WHAT YOU WILL DO -
Transcribe the material in full. Nothing should differ except that the pictures are left out.

DATA SHOWN -
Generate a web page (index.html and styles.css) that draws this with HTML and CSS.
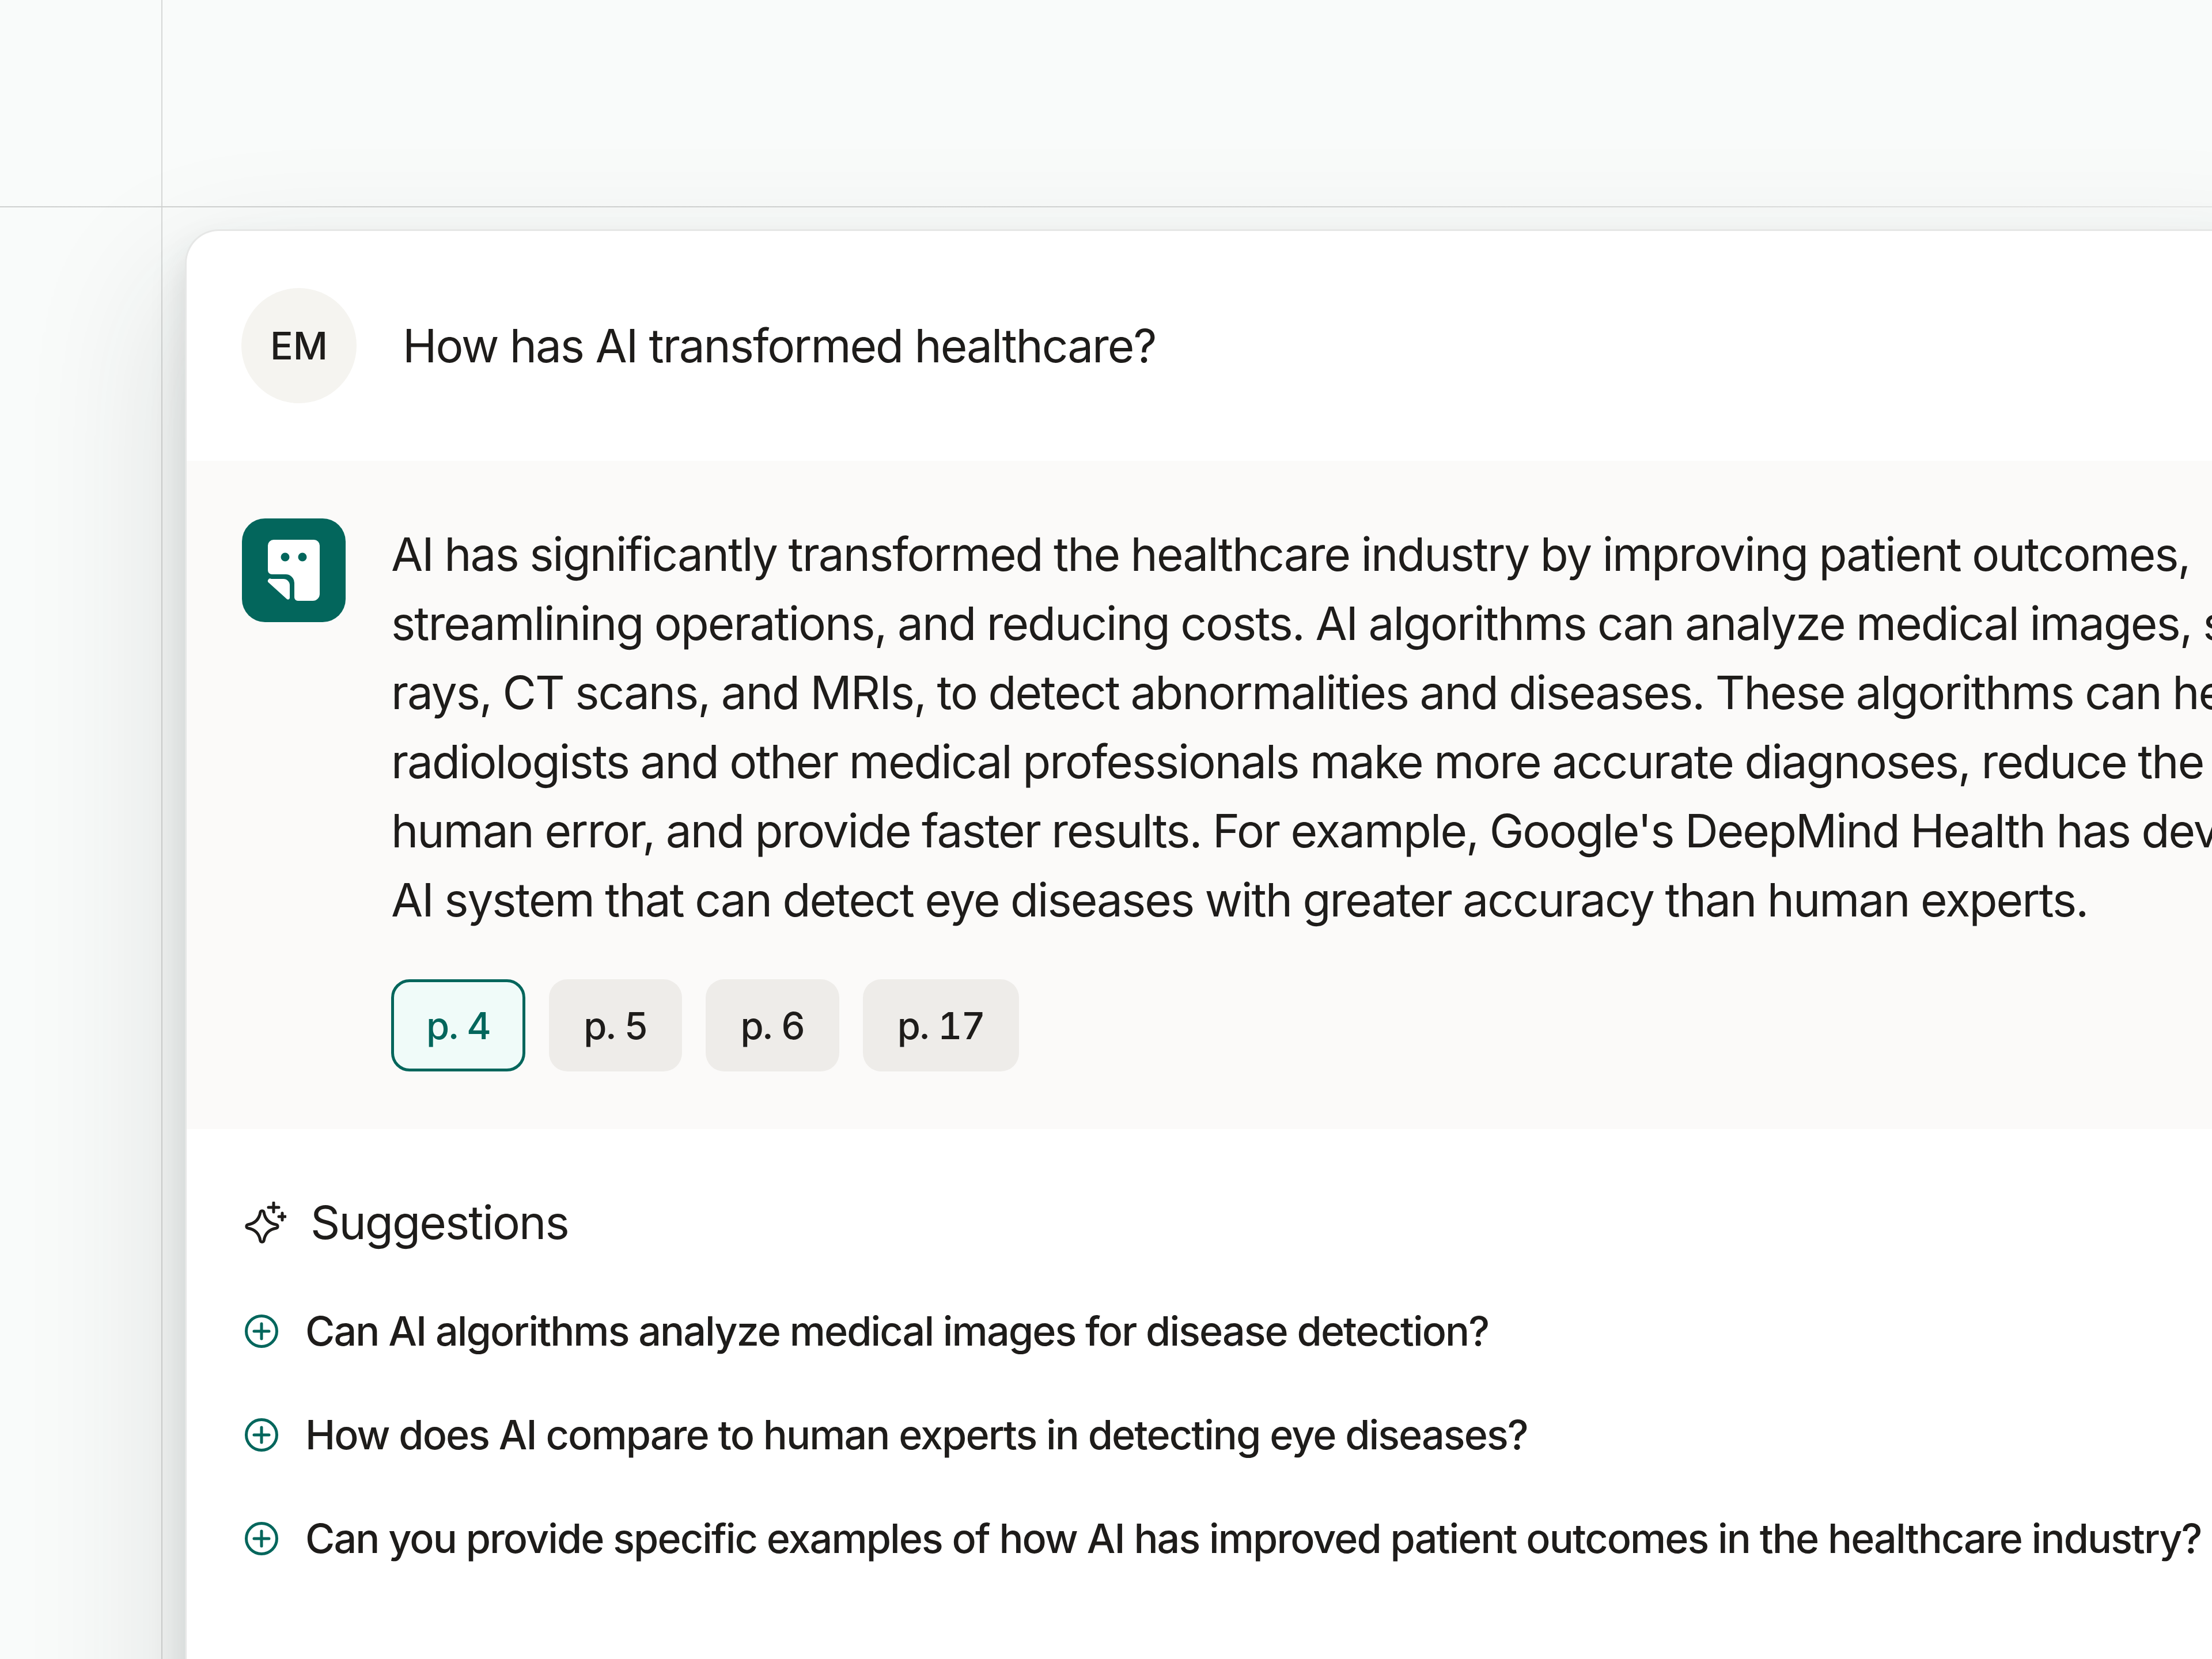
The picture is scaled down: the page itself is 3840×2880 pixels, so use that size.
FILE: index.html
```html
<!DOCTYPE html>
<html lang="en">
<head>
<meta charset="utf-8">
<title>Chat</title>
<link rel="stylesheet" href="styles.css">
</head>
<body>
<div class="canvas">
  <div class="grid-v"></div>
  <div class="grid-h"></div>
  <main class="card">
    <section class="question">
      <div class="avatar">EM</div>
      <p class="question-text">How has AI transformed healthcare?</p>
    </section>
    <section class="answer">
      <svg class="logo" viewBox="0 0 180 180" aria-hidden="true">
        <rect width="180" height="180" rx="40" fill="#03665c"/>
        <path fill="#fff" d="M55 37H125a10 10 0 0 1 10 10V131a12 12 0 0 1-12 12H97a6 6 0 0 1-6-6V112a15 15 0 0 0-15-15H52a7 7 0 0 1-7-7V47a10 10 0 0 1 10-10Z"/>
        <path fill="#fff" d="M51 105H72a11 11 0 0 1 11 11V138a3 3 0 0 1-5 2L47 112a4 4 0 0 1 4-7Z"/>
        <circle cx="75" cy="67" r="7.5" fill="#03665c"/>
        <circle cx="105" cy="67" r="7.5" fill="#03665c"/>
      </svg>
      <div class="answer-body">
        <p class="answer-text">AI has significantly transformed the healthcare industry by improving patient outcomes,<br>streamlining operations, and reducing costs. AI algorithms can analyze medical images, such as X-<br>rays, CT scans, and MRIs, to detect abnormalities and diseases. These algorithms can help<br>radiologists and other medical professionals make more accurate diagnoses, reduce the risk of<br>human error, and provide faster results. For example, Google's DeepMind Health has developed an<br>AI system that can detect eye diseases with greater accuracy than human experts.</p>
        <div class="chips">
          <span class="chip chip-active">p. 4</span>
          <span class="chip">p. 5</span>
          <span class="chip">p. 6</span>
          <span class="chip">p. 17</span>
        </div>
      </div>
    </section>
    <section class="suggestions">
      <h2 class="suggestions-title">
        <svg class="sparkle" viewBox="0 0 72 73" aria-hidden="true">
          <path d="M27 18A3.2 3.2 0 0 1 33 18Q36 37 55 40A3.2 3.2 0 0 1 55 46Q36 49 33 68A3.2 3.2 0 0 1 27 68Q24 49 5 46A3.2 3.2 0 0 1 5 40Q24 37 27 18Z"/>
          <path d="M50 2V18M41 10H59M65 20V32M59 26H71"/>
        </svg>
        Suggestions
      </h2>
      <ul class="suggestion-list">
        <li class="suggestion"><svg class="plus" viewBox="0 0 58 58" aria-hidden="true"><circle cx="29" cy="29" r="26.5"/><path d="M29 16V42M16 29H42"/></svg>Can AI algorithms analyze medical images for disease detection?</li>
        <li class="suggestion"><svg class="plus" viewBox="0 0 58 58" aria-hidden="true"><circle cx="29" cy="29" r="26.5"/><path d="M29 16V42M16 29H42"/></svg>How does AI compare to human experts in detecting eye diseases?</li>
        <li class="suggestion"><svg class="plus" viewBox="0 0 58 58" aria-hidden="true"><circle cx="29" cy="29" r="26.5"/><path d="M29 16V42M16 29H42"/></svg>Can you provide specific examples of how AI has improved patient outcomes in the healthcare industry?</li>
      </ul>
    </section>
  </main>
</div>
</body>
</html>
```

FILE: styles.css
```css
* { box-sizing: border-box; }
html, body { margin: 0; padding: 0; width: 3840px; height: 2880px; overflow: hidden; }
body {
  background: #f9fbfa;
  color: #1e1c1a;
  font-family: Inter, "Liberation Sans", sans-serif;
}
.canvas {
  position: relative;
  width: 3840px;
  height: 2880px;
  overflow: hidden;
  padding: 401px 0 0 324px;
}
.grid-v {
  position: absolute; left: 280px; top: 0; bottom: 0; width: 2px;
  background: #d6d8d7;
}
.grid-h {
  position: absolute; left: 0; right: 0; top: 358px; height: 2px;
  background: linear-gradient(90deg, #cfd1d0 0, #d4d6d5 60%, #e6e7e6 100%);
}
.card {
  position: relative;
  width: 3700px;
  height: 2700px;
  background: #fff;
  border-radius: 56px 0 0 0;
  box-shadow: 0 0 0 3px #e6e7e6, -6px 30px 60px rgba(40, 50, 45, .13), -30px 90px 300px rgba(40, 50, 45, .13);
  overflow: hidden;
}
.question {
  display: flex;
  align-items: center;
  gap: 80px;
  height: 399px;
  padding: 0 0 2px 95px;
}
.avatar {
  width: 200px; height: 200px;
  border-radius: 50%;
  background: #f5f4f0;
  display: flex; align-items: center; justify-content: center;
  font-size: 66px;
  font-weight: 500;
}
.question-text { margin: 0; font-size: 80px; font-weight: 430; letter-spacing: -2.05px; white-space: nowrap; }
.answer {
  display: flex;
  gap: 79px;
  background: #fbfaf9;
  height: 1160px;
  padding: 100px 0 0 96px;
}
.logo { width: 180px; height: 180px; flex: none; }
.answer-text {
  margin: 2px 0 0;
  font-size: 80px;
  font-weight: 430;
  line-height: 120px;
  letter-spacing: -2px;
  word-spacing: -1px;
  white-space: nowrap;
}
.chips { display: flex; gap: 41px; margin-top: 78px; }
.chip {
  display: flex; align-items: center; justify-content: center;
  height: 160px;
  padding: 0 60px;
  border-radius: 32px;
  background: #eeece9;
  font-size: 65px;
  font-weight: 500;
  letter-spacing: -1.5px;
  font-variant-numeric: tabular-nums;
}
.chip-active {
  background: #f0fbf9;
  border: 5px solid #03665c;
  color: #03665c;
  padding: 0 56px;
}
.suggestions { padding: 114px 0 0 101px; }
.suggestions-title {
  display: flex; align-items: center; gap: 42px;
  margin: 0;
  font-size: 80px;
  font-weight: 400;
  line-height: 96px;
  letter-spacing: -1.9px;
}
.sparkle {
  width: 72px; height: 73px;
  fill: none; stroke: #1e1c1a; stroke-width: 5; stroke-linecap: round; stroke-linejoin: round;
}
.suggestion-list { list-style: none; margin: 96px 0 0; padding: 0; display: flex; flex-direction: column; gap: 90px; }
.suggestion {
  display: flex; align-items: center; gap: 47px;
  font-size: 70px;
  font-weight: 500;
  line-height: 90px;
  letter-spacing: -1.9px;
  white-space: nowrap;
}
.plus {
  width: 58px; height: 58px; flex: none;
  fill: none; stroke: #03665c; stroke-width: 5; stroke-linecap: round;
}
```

OUTPUT FOR THIS EXERCISE -
Generate a web page (index.html and styles.css) that draws this with HTML and CSS.
The picture is scaled down: the page itself is 3840×2880 pixels, so use that size.
FILE: index.html
```html
<!DOCTYPE html>
<html lang="en">
<head>
<meta charset="utf-8">
<title>Chat</title>
<link rel="stylesheet" href="styles.css">
</head>
<body>
<div class="canvas">
  <div class="grid-v"></div>
  <div class="grid-h"></div>
  <main class="card">
    <section class="question">
      <div class="avatar">EM</div>
      <p class="question-text">How has AI transformed healthcare?</p>
    </section>
    <section class="answer">
      <svg class="logo" viewBox="0 0 180 180" aria-hidden="true">
        <rect width="180" height="180" rx="40" fill="#03665c"/>
        <path fill="#fff" d="M55 37H125a10 10 0 0 1 10 10V131a12 12 0 0 1-12 12H97a6 6 0 0 1-6-6V112a15 15 0 0 0-15-15H52a7 7 0 0 1-7-7V47a10 10 0 0 1 10-10Z"/>
        <path fill="#fff" d="M51 105H72a11 11 0 0 1 11 11V138a3 3 0 0 1-5 2L47 112a4 4 0 0 1 4-7Z"/>
        <circle cx="75" cy="67" r="7.5" fill="#03665c"/>
        <circle cx="105" cy="67" r="7.5" fill="#03665c"/>
      </svg>
      <div class="answer-body">
        <p class="answer-text">AI has significantly transformed the healthcare industry by improving patient outcomes,<br>streamlining operations, and reducing costs. AI algorithms can analyze medical images, such as X-<br>rays, CT scans, and MRIs, to detect abnormalities and diseases. These algorithms can help<br>radiologists and other medical professionals make more accurate diagnoses, reduce the risk of<br>human error, and provide faster results. For example, Google's DeepMind Health has developed an<br>AI system that can detect eye diseases with greater accuracy than human experts.</p>
        <div class="chips">
          <span class="chip chip-active">p. 4</span>
          <span class="chip">p. 5</span>
          <span class="chip">p. 6</span>
          <span class="chip">p. 17</span>
        </div>
      </div>
    </section>
    <section class="suggestions">
      <h2 class="suggestions-title">
        <svg class="sparkle" viewBox="0 0 72 73" aria-hidden="true">
          <path d="M27 18A3.2 3.2 0 0 1 33 18Q36 37 55 40A3.2 3.2 0 0 1 55 46Q36 49 33 68A3.2 3.2 0 0 1 27 68Q24 49 5 46A3.2 3.2 0 0 1 5 40Q24 37 27 18Z"/>
          <path d="M50 2V18M41 10H59M65 20V32M59 26H71"/>
        </svg>
        Suggestions
      </h2>
      <ul class="suggestion-list">
        <li class="suggestion"><svg class="plus" viewBox="0 0 58 58" aria-hidden="true"><circle cx="29" cy="29" r="26.5"/><path d="M29 16V42M16 29H42"/></svg>Can AI algorithms analyze medical images for disease detection?</li>
        <li class="suggestion"><svg class="plus" viewBox="0 0 58 58" aria-hidden="true"><circle cx="29" cy="29" r="26.5"/><path d="M29 16V42M16 29H42"/></svg>How does AI compare to human experts in detecting eye diseases?</li>
        <li class="suggestion"><svg class="plus" viewBox="0 0 58 58" aria-hidden="true"><circle cx="29" cy="29" r="26.5"/><path d="M29 16V42M16 29H42"/></svg>Can you provide specific examples of how AI has improved patient outcomes in the healthcare industry?</li>
      </ul>
    </section>
  </main>
</div>
</body>
</html>
```

FILE: styles.css
```css
* { box-sizing: border-box; }
html, body { margin: 0; padding: 0; width: 3840px; height: 2880px; overflow: hidden; }
body {
  background: #f9fbfa;
  color: #1e1c1a;
  font-family: Inter, "Liberation Sans", sans-serif;
}
.canvas {
  position: relative;
  width: 3840px;
  height: 2880px;
  overflow: hidden;
  padding: 401px 0 0 324px;
}
.grid-v {
  position: absolute; left: 280px; top: 0; bottom: 0; width: 2px;
  background: #d6d8d7;
}
.grid-h {
  position: absolute; left: 0; right: 0; top: 358px; height: 2px;
  background: linear-gradient(90deg, #cfd1d0 0, #d4d6d5 60%, #e6e7e6 100%);
}
.card {
  position: relative;
  width: 3700px;
  height: 2700px;
  background: #fff;
  border-radius: 56px 0 0 0;
  box-shadow: 0 0 0 3px #e6e7e6, -6px 30px 60px rgba(40, 50, 45, .13), -30px 90px 300px rgba(40, 50, 45, .13);
  overflow: hidden;
}
.question {
  display: flex;
  align-items: center;
  gap: 80px;
  height: 399px;
  padding: 0 0 2px 95px;
}
.avatar {
  width: 200px; height: 200px;
  border-radius: 50%;
  background: #f5f4f0;
  display: flex; align-items: center; justify-content: center;
  font-size: 66px;
  font-weight: 500;
}
.question-text { margin: 0; font-size: 80px; font-weight: 430; letter-spacing: -2.05px; white-space: nowrap; }
.answer {
  display: flex;
  gap: 79px;
  background: #fbfaf9;
  height: 1160px;
  padding: 100px 0 0 96px;
}
.logo { width: 180px; height: 180px; flex: none; }
.answer-text {
  margin: 2px 0 0;
  font-size: 80px;
  font-weight: 430;
  line-height: 120px;
  letter-spacing: -2px;
  word-spacing: -1px;
  white-space: nowrap;
}
.chips { display: flex; gap: 41px; margin-top: 78px; }
.chip {
  display: flex; align-items: center; justify-content: center;
  height: 160px;
  padding: 0 60px;
  border-radius: 32px;
  background: #eeece9;
  font-size: 65px;
  font-weight: 500;
  letter-spacing: -1.5px;
  font-variant-numeric: tabular-nums;
}
.chip-active {
  background: #f0fbf9;
  border: 5px solid #03665c;
  color: #03665c;
  padding: 0 56px;
}
.suggestions { padding: 114px 0 0 101px; }
.suggestions-title {
  display: flex; align-items: center; gap: 42px;
  margin: 0;
  font-size: 80px;
  font-weight: 400;
  line-height: 96px;
  letter-spacing: -1.9px;
}
.sparkle {
  width: 72px; height: 73px;
  fill: none; stroke: #1e1c1a; stroke-width: 5; stroke-linecap: round; stroke-linejoin: round;
}
.suggestion-list { list-style: none; margin: 96px 0 0; padding: 0; display: flex; flex-direction: column; gap: 90px; }
.suggestion {
  display: flex; align-items: center; gap: 47px;
  font-size: 70px;
  font-weight: 500;
  line-height: 90px;
  letter-spacing: -1.9px;
  white-space: nowrap;
}
.plus {
  width: 58px; height: 58px; flex: none;
  fill: none; stroke: #03665c; stroke-width: 5; stroke-linecap: round;
}
```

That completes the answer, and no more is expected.